Though MPPJ scheduled the market-cum-hawker centre to be completed by mid 1997, its privatisation committee meeting decided in September 1996 to allow MPSJ to decide on the fate of the temporary wet market located at the site.
Notably, the budget for the project had been reduced to RM5 million as far as the news archives could indicate.
As soon as MPSJ came into being on January 1, 1997, the land on which the proposed three-storey market-cum-hawker centre in Jalan SS15/8 was handed over to the new municipal council.
However, on January 30, MPPJ announced that it would still undertake the construction of the proposed three-storey centre. MPPJ publicly pledged its undertaking again in March.
This is when MPSJ president Ahmad Fuad Ismail made his entry on the issue, and engaged MPPJ in a "silent war".
Despite being tagged as "zero experience in running a local authority", MPSJ's pioneer president, Ahmad Fuad Ismail fired the first salvo and announced the council's decision to freeze plans to build the Jalan SS15/8 market-cum-hawker centre.
According New Straits Times (April 18, 1997), "the council wanted to study the suitability of a wet market in the area".
MPPJ president Datuk Mohammad Nor Bador made a swift response by saying that his council will hand over the RM5 million allocated for the Jalan SS15/8 wet market to MPSJ.
He was quoted by New Straits Times (April 22, 1997) as saying that "MPSJ could build the market or decide on an alternative project if it so wish".
Ahmad Fuad later elaborated in New Straits Times (May 12, 1997) his vision for Subang Jaya as a trend-setter in the provision of markets - clean, modern, sophisticated dry markets.
However, Ahmad Fuad's vision was not shared by wet market traders operating in the municipality, noted New Straits Times (May 16, 1997).
The traders felt that wet markets should be retained as they were much more successful and popular with shoppers than dry markets.
At this point, MPPJ secretary Kamarul Baharin Datuk Abdul Raof rubbed in publicly saying that "MPSJ could approach MPPJ for help anytime, especially to clarify details pertaining to hawker licensing and construction of the market-cum-hawker centre in Subang Jaya".
New Straits Times (May 23, 1997) quoted Kamarul as saying that "communication channels were open and clear for both parties to discuss and debate over certain issues".
The squabble escalated in August 1997 when Ahmad Fuad publicly demanded MPPJ to hand over the design and RM5 million promised for the proposed wet market-cum-hawker centre.
The Malay Mail (October 14, 1997) quoted ADUN Lee as saying "MPPJ president Datuk Mohamad Nor Bador has promised to forward the design to MPSJ soon".
However, MPPJ went back on its words on timeline and allocation when its president said MPSJ had to apply for the RM3.5 million MPPJ allocated for the SS15 wet market.
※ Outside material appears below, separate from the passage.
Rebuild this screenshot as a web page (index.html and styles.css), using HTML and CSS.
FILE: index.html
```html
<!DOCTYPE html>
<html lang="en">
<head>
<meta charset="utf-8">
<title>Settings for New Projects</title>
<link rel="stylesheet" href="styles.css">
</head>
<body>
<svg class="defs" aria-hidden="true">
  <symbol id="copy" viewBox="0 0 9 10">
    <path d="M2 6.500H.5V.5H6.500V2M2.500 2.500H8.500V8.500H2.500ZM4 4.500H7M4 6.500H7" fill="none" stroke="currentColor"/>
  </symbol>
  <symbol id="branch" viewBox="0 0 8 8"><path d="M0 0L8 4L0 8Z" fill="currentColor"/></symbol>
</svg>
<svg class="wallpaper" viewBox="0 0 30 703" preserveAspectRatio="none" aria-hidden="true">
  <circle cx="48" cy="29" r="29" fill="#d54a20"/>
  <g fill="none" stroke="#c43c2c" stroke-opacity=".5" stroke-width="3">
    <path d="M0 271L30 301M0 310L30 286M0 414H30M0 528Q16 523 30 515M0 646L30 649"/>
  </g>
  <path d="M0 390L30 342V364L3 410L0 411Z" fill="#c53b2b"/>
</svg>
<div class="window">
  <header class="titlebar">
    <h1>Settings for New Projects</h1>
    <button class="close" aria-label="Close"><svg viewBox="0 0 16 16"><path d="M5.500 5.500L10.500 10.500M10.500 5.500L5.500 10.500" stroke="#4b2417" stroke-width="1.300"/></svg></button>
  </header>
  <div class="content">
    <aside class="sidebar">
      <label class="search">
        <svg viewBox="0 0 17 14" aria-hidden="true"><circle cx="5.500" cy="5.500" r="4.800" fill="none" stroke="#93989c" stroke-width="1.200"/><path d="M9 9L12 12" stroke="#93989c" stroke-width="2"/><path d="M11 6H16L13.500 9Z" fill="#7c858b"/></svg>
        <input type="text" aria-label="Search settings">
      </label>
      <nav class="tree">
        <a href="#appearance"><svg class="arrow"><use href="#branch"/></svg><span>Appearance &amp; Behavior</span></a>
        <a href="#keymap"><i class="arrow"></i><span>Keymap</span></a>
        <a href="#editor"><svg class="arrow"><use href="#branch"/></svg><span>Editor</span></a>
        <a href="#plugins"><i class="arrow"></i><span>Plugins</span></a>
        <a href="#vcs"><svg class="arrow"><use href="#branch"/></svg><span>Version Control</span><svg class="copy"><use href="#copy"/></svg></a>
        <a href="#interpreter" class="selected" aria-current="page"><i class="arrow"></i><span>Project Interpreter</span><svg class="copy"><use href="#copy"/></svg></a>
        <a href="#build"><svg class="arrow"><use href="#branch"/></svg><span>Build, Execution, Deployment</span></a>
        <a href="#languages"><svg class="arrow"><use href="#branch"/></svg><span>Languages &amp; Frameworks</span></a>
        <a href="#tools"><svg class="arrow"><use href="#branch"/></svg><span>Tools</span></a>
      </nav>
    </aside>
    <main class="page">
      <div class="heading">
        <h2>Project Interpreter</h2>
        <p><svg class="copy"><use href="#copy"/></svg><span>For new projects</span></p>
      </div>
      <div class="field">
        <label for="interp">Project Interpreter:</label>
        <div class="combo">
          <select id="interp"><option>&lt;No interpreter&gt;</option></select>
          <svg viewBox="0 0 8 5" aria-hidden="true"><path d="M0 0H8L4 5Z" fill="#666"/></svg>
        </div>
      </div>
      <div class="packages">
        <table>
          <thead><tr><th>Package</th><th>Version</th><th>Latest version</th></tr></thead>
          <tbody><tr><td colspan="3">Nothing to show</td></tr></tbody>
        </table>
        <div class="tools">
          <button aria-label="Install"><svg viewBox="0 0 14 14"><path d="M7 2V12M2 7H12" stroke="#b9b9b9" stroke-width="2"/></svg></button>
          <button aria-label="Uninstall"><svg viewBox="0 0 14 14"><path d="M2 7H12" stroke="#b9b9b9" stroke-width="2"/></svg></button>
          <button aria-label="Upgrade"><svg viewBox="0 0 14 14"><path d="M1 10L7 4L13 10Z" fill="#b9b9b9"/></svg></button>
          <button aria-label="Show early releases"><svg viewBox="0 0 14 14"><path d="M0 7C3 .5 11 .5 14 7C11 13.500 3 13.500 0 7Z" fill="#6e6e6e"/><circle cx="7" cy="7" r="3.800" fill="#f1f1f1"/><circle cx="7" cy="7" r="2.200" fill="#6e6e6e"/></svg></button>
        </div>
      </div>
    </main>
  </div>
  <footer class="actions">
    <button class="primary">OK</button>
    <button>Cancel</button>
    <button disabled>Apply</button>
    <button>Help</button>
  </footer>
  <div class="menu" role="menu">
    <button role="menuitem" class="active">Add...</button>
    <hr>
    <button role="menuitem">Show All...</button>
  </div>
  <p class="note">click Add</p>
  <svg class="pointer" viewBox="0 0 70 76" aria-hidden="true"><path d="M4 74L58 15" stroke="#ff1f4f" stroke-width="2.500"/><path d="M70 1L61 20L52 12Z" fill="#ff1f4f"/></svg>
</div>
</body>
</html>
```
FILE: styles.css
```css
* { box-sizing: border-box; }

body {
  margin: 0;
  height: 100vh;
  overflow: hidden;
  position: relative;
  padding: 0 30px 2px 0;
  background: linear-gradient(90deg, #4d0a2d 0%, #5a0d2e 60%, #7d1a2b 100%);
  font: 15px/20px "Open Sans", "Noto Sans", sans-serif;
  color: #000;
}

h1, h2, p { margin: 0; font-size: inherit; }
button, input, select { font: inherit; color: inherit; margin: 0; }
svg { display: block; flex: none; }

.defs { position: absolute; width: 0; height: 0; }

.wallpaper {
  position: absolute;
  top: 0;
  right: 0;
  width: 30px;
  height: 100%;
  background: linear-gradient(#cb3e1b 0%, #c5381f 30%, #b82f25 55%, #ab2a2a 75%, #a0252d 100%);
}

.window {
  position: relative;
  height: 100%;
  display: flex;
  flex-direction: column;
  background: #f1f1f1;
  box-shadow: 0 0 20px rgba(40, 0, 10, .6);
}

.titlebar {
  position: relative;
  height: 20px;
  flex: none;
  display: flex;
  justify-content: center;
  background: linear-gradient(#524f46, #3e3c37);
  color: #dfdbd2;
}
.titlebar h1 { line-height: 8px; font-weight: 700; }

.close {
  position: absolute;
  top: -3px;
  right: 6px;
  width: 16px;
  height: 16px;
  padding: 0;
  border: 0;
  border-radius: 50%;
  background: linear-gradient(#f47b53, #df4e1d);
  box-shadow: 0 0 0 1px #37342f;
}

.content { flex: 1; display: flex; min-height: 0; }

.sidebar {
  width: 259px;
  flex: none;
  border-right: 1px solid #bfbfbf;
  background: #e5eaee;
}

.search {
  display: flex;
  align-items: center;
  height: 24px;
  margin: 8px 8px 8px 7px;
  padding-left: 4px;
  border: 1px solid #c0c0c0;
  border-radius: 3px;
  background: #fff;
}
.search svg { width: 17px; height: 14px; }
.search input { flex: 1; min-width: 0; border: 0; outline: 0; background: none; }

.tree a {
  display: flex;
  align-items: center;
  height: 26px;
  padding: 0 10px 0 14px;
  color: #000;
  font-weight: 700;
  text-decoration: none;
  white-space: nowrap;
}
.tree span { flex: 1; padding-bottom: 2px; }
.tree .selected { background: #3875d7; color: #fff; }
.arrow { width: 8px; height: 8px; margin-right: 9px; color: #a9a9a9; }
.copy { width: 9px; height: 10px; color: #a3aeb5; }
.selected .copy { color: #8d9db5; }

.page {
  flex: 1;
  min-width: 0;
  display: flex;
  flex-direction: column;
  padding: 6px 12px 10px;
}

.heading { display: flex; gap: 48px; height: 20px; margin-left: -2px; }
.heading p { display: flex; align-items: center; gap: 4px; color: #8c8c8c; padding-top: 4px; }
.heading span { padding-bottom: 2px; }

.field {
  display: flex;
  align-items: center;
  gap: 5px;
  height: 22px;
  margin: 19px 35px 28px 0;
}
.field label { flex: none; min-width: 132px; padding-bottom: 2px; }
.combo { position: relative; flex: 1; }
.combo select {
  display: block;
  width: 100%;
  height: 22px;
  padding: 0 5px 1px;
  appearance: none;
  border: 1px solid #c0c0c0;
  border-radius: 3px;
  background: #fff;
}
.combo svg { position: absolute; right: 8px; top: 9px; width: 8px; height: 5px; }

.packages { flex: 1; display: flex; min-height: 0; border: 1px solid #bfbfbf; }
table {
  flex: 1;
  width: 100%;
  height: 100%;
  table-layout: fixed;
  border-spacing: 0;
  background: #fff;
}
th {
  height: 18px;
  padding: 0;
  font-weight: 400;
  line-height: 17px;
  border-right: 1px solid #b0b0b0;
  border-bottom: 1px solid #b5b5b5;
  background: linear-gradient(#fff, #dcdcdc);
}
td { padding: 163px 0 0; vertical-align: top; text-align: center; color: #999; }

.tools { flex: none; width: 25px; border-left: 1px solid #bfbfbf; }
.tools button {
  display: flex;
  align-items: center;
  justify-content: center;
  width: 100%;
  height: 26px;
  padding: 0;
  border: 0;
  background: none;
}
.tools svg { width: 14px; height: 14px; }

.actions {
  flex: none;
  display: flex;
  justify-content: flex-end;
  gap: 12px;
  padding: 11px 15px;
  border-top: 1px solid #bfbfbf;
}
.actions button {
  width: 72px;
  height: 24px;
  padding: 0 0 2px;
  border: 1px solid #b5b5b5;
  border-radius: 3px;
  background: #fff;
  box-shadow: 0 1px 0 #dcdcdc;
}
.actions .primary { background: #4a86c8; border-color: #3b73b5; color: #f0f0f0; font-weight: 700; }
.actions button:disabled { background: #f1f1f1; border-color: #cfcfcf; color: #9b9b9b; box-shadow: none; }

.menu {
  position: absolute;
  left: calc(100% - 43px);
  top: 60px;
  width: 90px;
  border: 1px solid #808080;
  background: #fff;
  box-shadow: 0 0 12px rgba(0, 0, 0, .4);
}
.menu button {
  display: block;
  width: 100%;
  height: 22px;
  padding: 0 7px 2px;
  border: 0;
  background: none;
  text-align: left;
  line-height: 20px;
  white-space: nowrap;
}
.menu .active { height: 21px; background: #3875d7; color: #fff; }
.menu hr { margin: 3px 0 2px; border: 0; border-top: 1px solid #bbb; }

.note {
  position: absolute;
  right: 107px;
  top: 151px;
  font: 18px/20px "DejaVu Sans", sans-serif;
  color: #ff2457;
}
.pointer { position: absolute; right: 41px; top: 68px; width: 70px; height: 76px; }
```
In addition, MPPJ's Datuk Mohamad Nor Bador told The Malay Mail (December 23, 1997) the RM3.5 million allocation would only be released after MPSJ has endorsed the development plan, location, design and costing of the project.
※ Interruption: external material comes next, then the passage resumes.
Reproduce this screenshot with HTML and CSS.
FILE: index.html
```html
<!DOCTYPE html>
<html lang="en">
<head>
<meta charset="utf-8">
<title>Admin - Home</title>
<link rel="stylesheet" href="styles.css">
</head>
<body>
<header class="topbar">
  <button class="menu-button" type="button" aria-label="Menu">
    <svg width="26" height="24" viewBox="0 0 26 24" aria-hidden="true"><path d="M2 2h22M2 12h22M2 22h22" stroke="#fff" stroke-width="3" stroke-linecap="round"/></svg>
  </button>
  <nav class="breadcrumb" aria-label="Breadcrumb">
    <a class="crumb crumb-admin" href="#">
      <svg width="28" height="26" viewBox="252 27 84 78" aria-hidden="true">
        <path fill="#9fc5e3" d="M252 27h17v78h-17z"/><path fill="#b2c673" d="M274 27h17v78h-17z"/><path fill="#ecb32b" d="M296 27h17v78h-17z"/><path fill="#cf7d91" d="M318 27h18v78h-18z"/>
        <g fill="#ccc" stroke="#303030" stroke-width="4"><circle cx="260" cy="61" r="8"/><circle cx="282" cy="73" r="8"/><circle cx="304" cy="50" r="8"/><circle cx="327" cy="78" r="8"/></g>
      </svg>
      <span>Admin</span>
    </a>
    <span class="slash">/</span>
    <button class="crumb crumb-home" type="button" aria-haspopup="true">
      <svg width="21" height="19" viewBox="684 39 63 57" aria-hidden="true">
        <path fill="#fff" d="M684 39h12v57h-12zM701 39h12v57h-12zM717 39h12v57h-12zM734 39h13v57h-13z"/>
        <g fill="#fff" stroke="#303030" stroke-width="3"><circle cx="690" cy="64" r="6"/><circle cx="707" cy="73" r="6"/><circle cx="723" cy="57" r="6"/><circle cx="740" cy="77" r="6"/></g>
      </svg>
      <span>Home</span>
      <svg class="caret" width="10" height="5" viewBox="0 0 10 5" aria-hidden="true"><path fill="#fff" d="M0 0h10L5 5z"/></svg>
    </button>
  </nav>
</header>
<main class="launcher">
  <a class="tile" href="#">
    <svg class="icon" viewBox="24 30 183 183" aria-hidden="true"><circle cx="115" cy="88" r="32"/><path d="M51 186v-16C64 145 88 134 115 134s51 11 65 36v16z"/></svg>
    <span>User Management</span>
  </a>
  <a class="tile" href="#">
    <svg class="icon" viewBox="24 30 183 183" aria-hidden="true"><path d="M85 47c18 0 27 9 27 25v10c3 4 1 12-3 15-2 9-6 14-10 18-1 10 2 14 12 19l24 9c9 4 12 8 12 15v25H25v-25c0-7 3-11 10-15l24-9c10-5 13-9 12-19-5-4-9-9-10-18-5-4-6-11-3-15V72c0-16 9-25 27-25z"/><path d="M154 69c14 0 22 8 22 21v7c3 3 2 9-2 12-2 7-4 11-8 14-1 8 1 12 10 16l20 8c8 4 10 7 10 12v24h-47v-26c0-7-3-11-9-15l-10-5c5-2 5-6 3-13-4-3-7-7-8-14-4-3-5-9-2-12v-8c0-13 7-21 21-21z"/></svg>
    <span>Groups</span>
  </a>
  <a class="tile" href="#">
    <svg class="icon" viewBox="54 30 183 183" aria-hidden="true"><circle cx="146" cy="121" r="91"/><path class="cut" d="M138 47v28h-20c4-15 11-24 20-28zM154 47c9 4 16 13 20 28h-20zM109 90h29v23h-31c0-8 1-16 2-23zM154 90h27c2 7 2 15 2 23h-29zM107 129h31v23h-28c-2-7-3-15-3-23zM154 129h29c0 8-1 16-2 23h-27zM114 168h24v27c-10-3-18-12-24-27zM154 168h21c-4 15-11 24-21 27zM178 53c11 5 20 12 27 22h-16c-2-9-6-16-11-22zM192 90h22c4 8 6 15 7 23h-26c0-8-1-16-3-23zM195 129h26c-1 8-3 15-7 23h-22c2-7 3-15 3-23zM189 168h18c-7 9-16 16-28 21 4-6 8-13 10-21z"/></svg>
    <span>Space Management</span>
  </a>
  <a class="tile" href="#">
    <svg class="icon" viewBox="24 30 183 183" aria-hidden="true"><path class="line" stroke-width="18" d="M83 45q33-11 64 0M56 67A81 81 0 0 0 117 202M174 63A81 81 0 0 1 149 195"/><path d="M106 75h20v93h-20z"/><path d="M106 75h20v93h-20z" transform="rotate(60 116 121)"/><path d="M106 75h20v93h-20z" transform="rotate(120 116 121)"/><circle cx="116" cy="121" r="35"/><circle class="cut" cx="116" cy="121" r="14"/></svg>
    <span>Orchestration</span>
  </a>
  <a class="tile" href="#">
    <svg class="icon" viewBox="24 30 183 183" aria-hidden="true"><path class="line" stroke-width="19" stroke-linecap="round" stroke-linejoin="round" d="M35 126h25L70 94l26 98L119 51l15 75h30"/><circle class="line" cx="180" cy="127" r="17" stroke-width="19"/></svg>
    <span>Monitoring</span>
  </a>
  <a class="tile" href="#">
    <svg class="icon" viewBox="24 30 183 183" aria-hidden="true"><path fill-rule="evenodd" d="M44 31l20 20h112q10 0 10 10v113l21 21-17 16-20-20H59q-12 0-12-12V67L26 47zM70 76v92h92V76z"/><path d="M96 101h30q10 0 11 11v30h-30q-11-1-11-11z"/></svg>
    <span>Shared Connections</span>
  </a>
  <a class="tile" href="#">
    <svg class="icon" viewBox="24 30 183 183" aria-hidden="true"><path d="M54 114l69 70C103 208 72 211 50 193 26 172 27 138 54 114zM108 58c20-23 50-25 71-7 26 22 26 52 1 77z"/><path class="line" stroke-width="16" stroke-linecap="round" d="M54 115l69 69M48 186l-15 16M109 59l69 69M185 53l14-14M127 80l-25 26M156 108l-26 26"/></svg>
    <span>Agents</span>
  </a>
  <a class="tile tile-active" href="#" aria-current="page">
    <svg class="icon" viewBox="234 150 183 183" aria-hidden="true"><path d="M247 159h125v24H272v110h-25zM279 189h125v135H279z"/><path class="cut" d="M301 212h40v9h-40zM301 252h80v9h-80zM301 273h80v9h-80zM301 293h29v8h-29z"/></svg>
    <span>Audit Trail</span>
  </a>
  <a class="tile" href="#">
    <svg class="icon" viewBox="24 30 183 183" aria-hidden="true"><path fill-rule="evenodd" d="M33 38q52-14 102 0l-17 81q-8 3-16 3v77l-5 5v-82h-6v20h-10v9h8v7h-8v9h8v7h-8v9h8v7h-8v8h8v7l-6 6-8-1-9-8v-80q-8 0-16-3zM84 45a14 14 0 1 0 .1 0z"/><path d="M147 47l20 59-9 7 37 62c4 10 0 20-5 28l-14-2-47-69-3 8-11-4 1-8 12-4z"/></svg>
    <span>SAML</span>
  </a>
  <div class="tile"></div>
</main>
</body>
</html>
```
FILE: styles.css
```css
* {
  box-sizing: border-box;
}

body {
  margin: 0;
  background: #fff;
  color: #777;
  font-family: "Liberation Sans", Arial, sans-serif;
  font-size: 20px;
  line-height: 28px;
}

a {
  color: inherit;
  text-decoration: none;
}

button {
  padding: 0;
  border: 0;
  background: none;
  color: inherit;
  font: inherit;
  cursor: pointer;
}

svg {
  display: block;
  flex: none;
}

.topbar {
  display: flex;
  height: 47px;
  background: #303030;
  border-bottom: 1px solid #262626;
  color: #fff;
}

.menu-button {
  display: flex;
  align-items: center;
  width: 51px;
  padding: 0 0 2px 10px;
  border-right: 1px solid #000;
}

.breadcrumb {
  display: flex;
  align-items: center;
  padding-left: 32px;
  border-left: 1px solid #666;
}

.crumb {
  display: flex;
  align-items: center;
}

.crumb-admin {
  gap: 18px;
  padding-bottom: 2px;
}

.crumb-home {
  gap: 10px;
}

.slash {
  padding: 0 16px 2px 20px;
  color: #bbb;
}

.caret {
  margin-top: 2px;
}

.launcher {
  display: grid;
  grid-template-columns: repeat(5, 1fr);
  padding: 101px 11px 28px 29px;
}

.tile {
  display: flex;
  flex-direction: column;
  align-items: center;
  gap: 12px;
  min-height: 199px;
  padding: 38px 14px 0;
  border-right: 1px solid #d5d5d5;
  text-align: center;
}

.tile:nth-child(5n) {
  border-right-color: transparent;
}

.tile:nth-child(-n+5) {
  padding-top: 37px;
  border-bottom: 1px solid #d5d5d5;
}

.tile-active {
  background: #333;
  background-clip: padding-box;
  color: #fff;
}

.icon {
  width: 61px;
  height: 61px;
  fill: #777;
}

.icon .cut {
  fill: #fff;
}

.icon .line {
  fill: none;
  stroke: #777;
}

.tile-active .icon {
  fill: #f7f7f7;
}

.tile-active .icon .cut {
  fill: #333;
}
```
New Straits Times (December 23, 1997) described this as a "required procedure" which MPSJ should have known already.
The stalemate was drawn into 1998 when Ahmad Fuad quoted a 1997 meeting between MPPJ, MPSJ and Shah Alam Municipal Council (MPSA) where it was agreed all land owned by the former administrators under the boundary re-alignment had to be handed over to the new council.
As such, Ahmad Fuad told New Straits Times (January 26, 1998) that MPPJ should in principle hand over the title of the land in SS15 earmarked for the wet market.
MPPJ was conspicuously silent after this public exchange between the presidents of the two municipality councils.
BACK TO SS19
In 1999, Ahmad Fuad embarked on his drive to relocate the controversial wet market-cum-hawker centre to SS19 despite protests by residents and hawkers living in the area.
Ahmad Fuad reiterated his rationale, twice in New Straits Times (January 13 and April 20, 1999) and again in The Malay Mail (February 1, 1999), on the argument that "the site had been earmarked for a market as stated in brochure issued by Sime UEP Development Sdn Bhd when residents moved in years ago.
Meanwhile, the conflict between MPPJ and MPSJ over the Subang Jaya wet market project was getting more intense and complicating.
New Straits Times (May 17, 1999) carried a story where MPSJ accused MPPJ of not being forthcoming with its contribution for the project as promised.
Seeing no response from MPPJ, Ahmad Fuad went public again to propose a deal.
According to New Straits Times (July 15, 1999), MPSJ was willing to bear the construction cost of the proposed wet market at SS19/6 provided the MPPJ gave up its "hold" (properties) in the privatised Subang Square project at SS15.
MPPJ was believed to have gained ownership of a few holdings in the Subang Square project out of the privatised projects in collaboration with Muhibbah Permai Sdn Bhd.
Response to the Subang Square commercial units was said to be lukewarm as the project was launched during the economic downturn.
Later, Ahmad Fuad told New Straits Times (December 7, 1999) that MPPJ was only willing to release RM3.4 million in instalments as part of the building cost of the market.
In early 2001, MPSJ had wanted to go ahead with the construction of the wet market at SS19. By then, the cost was said to have bloated to RM15 million.
The rest, as the saying goes, is history.